LES HORIZONS PERDUS (1937)

Frank Capra nous invite à un voyage initiatique et exotique dans une cité perdue qui semble avoir percé le secret de l'immortalité

THE LOST HORIZON

1937 – USA

Réalisé par Frank Capra

Avec Ronald Colman, Jane Wyatt, Edward Everett Horton, John Howard, Thomas Mitchell, Margo, Isabel Jewell, Sam Jaffe 

THEMA EXOTISME FANTASTIQUE

Quels que soient les genres cinématographiques abordés, Frank Capra s’est toujours servi des films comme véhicules de ses prises de position humanistes et utopiques. Avec Les Horizons Perdus, il s’attaquait à l’adaptation d’un roman de James Hilton, délaissant les comédies douces-amères auxquelles il était généralement associé pour se plonger dans une aventure exotique et mystérieuse fortement teintée de fantastique. Alter-ego glamour du cinéaste, Robert Conway (Edward Everett Horton) est un officier britannique chargé de faire évacuer de la ville de Baskul quatre-vingt-dix ressortissants occidentaux. C’est au cœur d’une Chine secouée par la révolution que s’ouvre donc le film, en un prologue frénétique situé en mars 1935, empli de cris et de fureur et scandé par une partition tonitruante de Dimitri Tiomkin. Le dernier avion fuyant la foule paniquée et les incendies à répétition embarque Conway et quatre passagers : Lovett, un paléontologue tout fier d’avoir découvert une vertèbre de mégathérium, Gloria Stone, une jeune femme aigrie et condamnée par la médecine, Charmers Bryant, un industriel ruiné, et George, le frère impulsif et fougueux de Conway. Bientôt, nos cinq passagers découvrent qu’un mystérieux Chinois a pris les commandes de l’avion.

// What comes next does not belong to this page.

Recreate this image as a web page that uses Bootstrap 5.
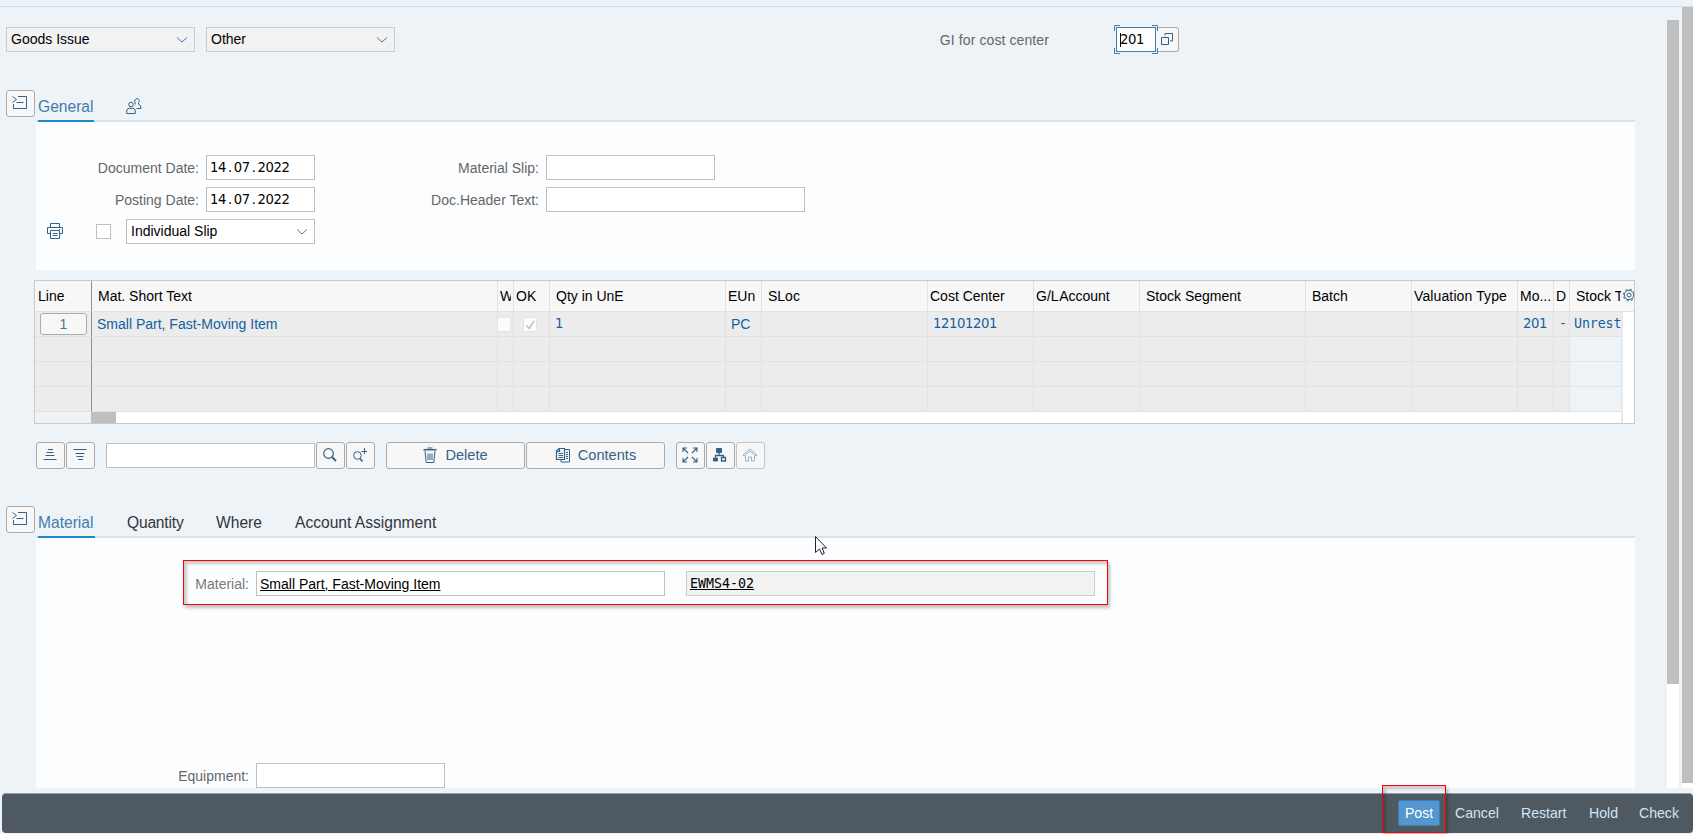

A l’issue d’un voyage interminable et fort oppressant au-dessus du désert et des montagnes, l’avion finit par s’écraser dans la neige. Tous s’en sortent à l’exception du pilote clandestin. Le mystère reste donc entier. Et lorsque des autochtones secourent nos naufragés pour leur proposer le refuge de leur lamaserie, chacun finit par se demander si tout ceci n’était pas prévu d’avance. Au sein du vénérable palais de Shangri-La érigé à 3000 pieds au-dessus de la vallée, Conway et ses compagnons découvrent une véritable oasis à l’abri de l’hiver et des tempêtes grâce aux montagnes qui le protègent. Ayant rejeté tout modernisme et tous modes de communications, le lieu est entouré de mystère. Les gens y vivent à l’abri du crime, de l’avarice et de la jalousie, car le manque est une notion qui leur est étrangère. L’argent non plus n’a pas droit de cité, le troc étant en vigueur et la vallée regorgeant d’or.

Atemporel et pacifiste

On retrouve là les élans idéalistes du réalisateur de la Vie est Belle, décrivant un monde heureux, loin d’une civilisation frénétique vouée à l’autodestruction où l’on se « tue au travail » et où l’on « meurt de chagrin ». La camarde semble d’ailleurs ne jamais pénétrer l’enceinte de Shangri-La, comme si ses habitants avaient percé le secret de l’immortalité. C’est en tout cas ce que laisse imaginer à nos héros le grand lama, un ancien prêtre belge nommé Perrault qui aurait fondé cette communauté en 1713… Séduit par la philosophie locale et amoureux de la belle et mystérieuse Sondra, Conway est tenté de finir ses jours dans ce monde féerique. Mais y aurait-il vraiment sa place ? N’a-t-il pas un rôle à jouer dans son propre monde ? C’est sur ce dilemme que s’articule la dernière partie des Horizons Perdus, un film décidément atemporel dont le message pacifiste est d’autant plus fort qu’il sortit sur les écrans deux ans avant la seconde guerre mondiale.